I am also using wordpress, and have come up with a solution I think should work. Basically, I made a small plugin that adds meta name=”robots” content=”noindex,nofollow” which is a way of telling search engine crawlers not to index this page. My plugin adds this to any archive, search or tag (I use ultimate tag warrior plugin).
Now, this may not be the ideal way to do it, as essentially all of your archive pages are no longer indexed in google. I’m still torn as to whether or not this is a good thing. It is a good thing if it prevents duplicate content, but it’s not a good thing in the sense that it drastically cuts down the number of content pages you have.
I’m interested in more input about this as well. I’ve tried asking the question on some SEO oriented forums, but was met with answers that didn’t really address the question. This is indeed an interesting and possibly serious topic.
You can get in touch with me about this if you want, nobodyfamous at hollywoodsnark dot com
How exactly does google determine if you have dupe content?
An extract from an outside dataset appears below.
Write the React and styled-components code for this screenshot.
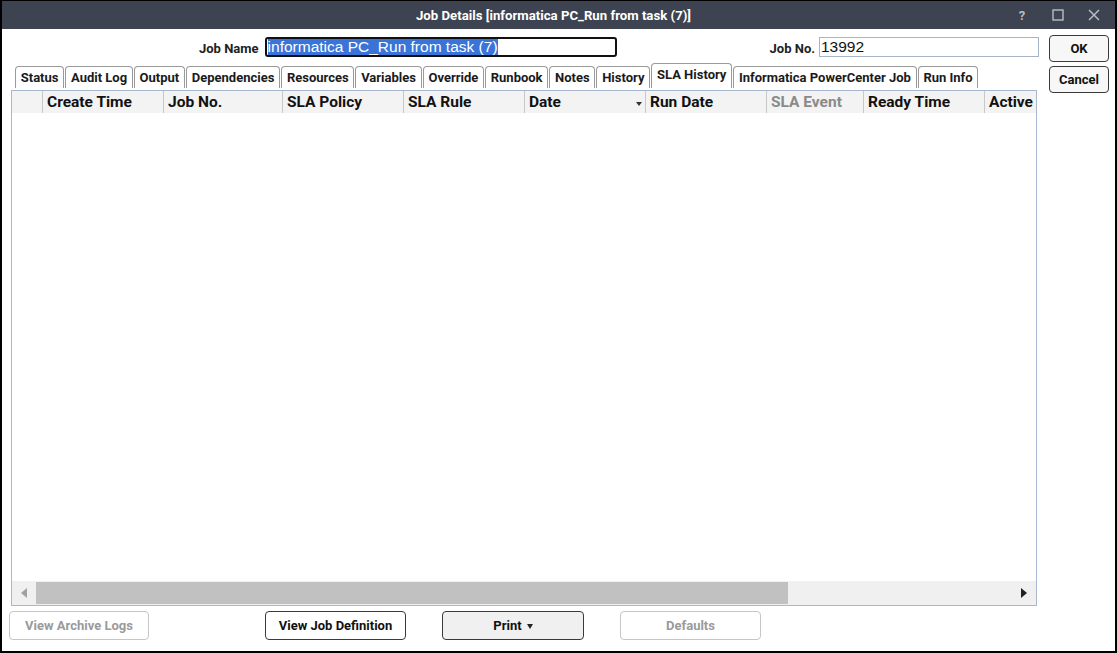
import React from 'react'
import styled, { createGlobalStyle } from 'styled-components'

const GlobalStyle = createGlobalStyle`
  html, body { margin: 0; padding: 0; background: #fff; }
  body { font-family: Roboto, "Liberation Sans", Arial, sans-serif; }
  * { box-sizing: border-box; }
`

const Window = styled.div`
  width: 1117px;
  height: 653px;
  border: 2px solid #000;
  border-top: 1px solid #000;
  display: flex;
  flex-direction: column;
  background: #fff;
`

const TitleBar = styled.div`
  height: 28px;
  background: #3d4350;
  color: #fff;
  display: flex;
  align-items: center;
  justify-content: center;
  position: relative;
  padding-right: 10px;
  font-size: 13.2px;
  font-weight: 700;
`

const Controls = styled.div`
  position: absolute;
  right: 14px;
  top: 0;
  height: 28px;
  display: flex;
  align-items: center;
  gap: 22px;
  color: #b8bcc4;
`

const Ctl = styled.span`
  display: flex;
  align-items: center;
  justify-content: center;
  width: 14px;
  font-size: 13px;
  font-weight: 700;
`

const Body = styled.div`
  flex: 1;
  display: flex;
  padding: 0 0 0 7px;
`

const Main = styled.div`
  width: 1030px;
  display: flex;
  flex-direction: column;
`

const Side = styled.div`
  display: flex;
  flex-direction: column;
  gap: 4px;
  padding: 6px 0 0 10px;
`

const FieldRow = styled.div`
  display: flex;
  align-items: center;
  height: 20px;
  margin-top: 8px;
  padding-left: 190px;
`

const Label = styled.label`
  font-size: 13px;
  font-weight: 700;
  color: #222;
  margin-right: ${p => p.gap || 6}px;
  margin-top: 3px;
`

const Input = styled.div`
  width: ${p => p.w}px;
  height: 20px;
  border: ${p => (p.focused ? '2px solid #111' : '1px solid #a6b4c8')};
  border-radius: ${p => (p.focused ? '3px' : '0')};
  font-family: "Liberation Sans", Arial, sans-serif;
  font-size: 15.5px;
  color: #111;
  display: flex;
  align-items: center;
  padding-left: 1px;
  overflow: hidden;
  white-space: nowrap;
`

const Selected = styled.span`
  background: #3a74d8;
  color: #fff;
  line-height: 16px;
`

const Spacer = styled.div`
  flex: 1;
`

const Tabs = styled.div`
  display: flex;
  align-items: flex-end;
  height: 25px;
  margin-top: 6px;
  padding-left: 6px;
`

const Tab = styled.div`
  height: ${p => (p.active ? 25 : 22)}px;
  padding: 0 4.75px;
  margin-right: 1px;
  border: 1px solid #9a9a9a;
  border-bottom: none;
  border-radius: 4px 4px 0 0;
  background: #fff;
  font-size: 13px;
  font-weight: 700;
  color: #1a1a1a;
  display: flex;
  align-items: ${p => (p.active ? 'flex-start' : 'center')};
  padding-top: ${p => (p.active ? 3 : 0)}px;
  white-space: nowrap;
`

const Panel = styled.div`
  margin-top: 2px;
  margin-left: 2px;
  width: 1026px;
  height: 516px;
  border: 1px solid #a8b8d0;
  display: flex;
  flex-direction: column;
  overflow: hidden;
`

const HeaderRow = styled.div`
  display: flex;
  height: 22px;
  background: #f3f3f3;
`

const HeadCell = styled.div`
  width: ${p => p.w}px;
  flex-shrink: 0;
  border-left: ${p => (p.first ? 'none' : '1px solid #c8c8c8')};
  padding-left: 4px;
  padding-bottom: 1px;
  font-size: 15.5px;
  font-weight: 700;
  color: ${p => (p.muted ? '#8a8a8a' : '#111')};
  display: flex;
  align-items: center;
  justify-content: space-between;
  white-space: nowrap;
`

const SortArrow = styled.span`
  width: 0;
  height: 0;
  border-left: 3.5px solid transparent;
  border-right: 3.5px solid transparent;
  border-top: 4px solid #333;
  margin: 4px 3px 0 0;
`

const Rows = styled.div`
  flex: 1;
`

const HScroll = styled.div`
  height: 24px;
  background: #f0f0f0;
  display: flex;
  align-items: center;
`

const ScrollArrow = styled.div`
  width: 24px;
  display: flex;
  justify-content: center;
  svg { display: block; }
`

const Track = styled.div`
  flex: 1;
  height: 22px;
  display: flex;
`

const Thumb = styled.div`
  height: 100%;
  background: #c1c1c1;
`

const ButtonRow = styled.div`
  display: flex;
  margin-top: 5px;
  padding-left: 0;
`

const Button = styled.button`
  width: ${p => p.w || 141}px;
  height: 29px;
  margin-left: ${p => p.ml || 0}px;
  border-radius: 4px;
  border: 1px solid ${p => (p.disabled ? '#c6c6c6' : '#3a3a3a')};
  background: ${p => (p.tinted ? '#f0f0f0' : '#fff')};
  color: ${p => (p.disabled ? '#9a9a9a' : '#111')};
  font-family: Roboto, "Liberation Sans", Arial, sans-serif;
  font-size: 13px;
  font-weight: 700;
  display: flex;
  align-items: center;
  justify-content: center;
  gap: 5px;
  padding: 0;
`

const SideButton = styled(Button)`
  width: 60px;
  height: 27px;
  background: #f7f7f7;
`

const Caret = styled.span`
  width: 0;
  height: 0;
  border-left: 3.5px solid transparent;
  border-right: 3.5px solid transparent;
  border-top: 5px solid #222;
  margin-top: 2px;
`

const tabs = [
  'Status', 'Audit Log', 'Output', 'Dependencies', 'Resources', 'Variables',
  'Override', 'Runbook', 'Notes', 'History', 'SLA History',
  'Informatica PowerCenter Job', 'Run Info',
]

const columns = [
  { label: '', w: 30 },
  { label: 'Create Time', w: 121 },
  { label: 'Job No.', w: 119 },
  { label: 'SLA Policy', w: 121 },
  { label: 'SLA Rule', w: 121 },
  { label: 'Date', w: 121, sort: true },
  { label: 'Run Date', w: 121 },
  { label: 'SLA Event', w: 97, muted: true },
  { label: 'Ready Time', w: 121 },
  { label: 'Active', w: 80 },
]

export default function App() {
  return (
    <>
      <GlobalStyle />
      <Window>
        <TitleBar>
          Job Details [informatica PC_Run from task (7)]
          <Controls>
            <Ctl>?</Ctl>
            <Ctl>
              <svg width="12" height="12" viewBox="0 0 12 12">
                <rect x="1" y="1" width="10" height="10" fill="none" stroke="currentColor" strokeWidth="1.4" />
              </svg>
            </Ctl>
            <Ctl>
              <svg width="12" height="12" viewBox="0 0 12 12">
                <path d="M1 1 L11 11 M11 1 L1 11" stroke="currentColor" strokeWidth="1.5" />
              </svg>
            </Ctl>
          </Controls>
        </TitleBar>
        <Body>
          <Main>
            <FieldRow>
              <Label>Job Name</Label>
              <Input w={352} focused>
                <Selected>informatica PC_Run from task (7)</Selected>
              </Input>
              <Spacer />
              <Label gap={4}>Job No.</Label>
              <Input w={220}>13992</Input>
            </FieldRow>
            <Tabs>
              {tabs.map(t => (
                <Tab key={t} active={t === 'SLA History'}>{t}</Tab>
              ))}
            </Tabs>
            <Panel>
              <HeaderRow>
                {columns.map((c, i) => (
                  <HeadCell key={i} w={c.w} first={i === 0} muted={c.muted}>
                    {c.label}
                    {c.sort && <SortArrow />}
                  </HeadCell>
                ))}
              </HeaderRow>
              <Rows />
              <HScroll>
                <ScrollArrow>
                  <svg width="6" height="10" viewBox="0 0 6 10"><path d="M6 0 L0 5 L6 10 Z" fill="#a0a0a0" /></svg>
                </ScrollArrow>
                <Track>
                  <Thumb style={{ width: '77%' }} />
                </Track>
                <ScrollArrow>
                  <svg width="6" height="10" viewBox="0 0 6 10"><path d="M0 0 L6 5 L0 10 Z" fill="#222" /></svg>
                </ScrollArrow>
              </HScroll>
            </Panel>
            <ButtonRow>
              <Button disabled w={140}>View Archive Logs</Button>
              <Button ml={116}>View Job Definition</Button>
              <Button ml={36} w={142} tinted>Print <Caret /></Button>
              <Button ml={36} disabled>Defaults</Button>
            </ButtonRow>
          </Main>
          <Side>
            <SideButton>OK</SideButton>
            <SideButton>Cancel</SideButton>
          </Side>
        </Body>
      </Window>
    </>
  )
}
Well, in the process of indexing your site, Google stores a copy of the textual content of your page on their servers. It is this copy that they run search queries against. I would imagine that in the process of indexing all of the pages that they would easily be able to check portions of your page against their index to see if there are copies already existing.
Since most of my visitors doesn’t come from Google (only less than 20% — which is still alot though), I don’t care too much about duplicate content. Unless, that duplication is done by third party without my consent…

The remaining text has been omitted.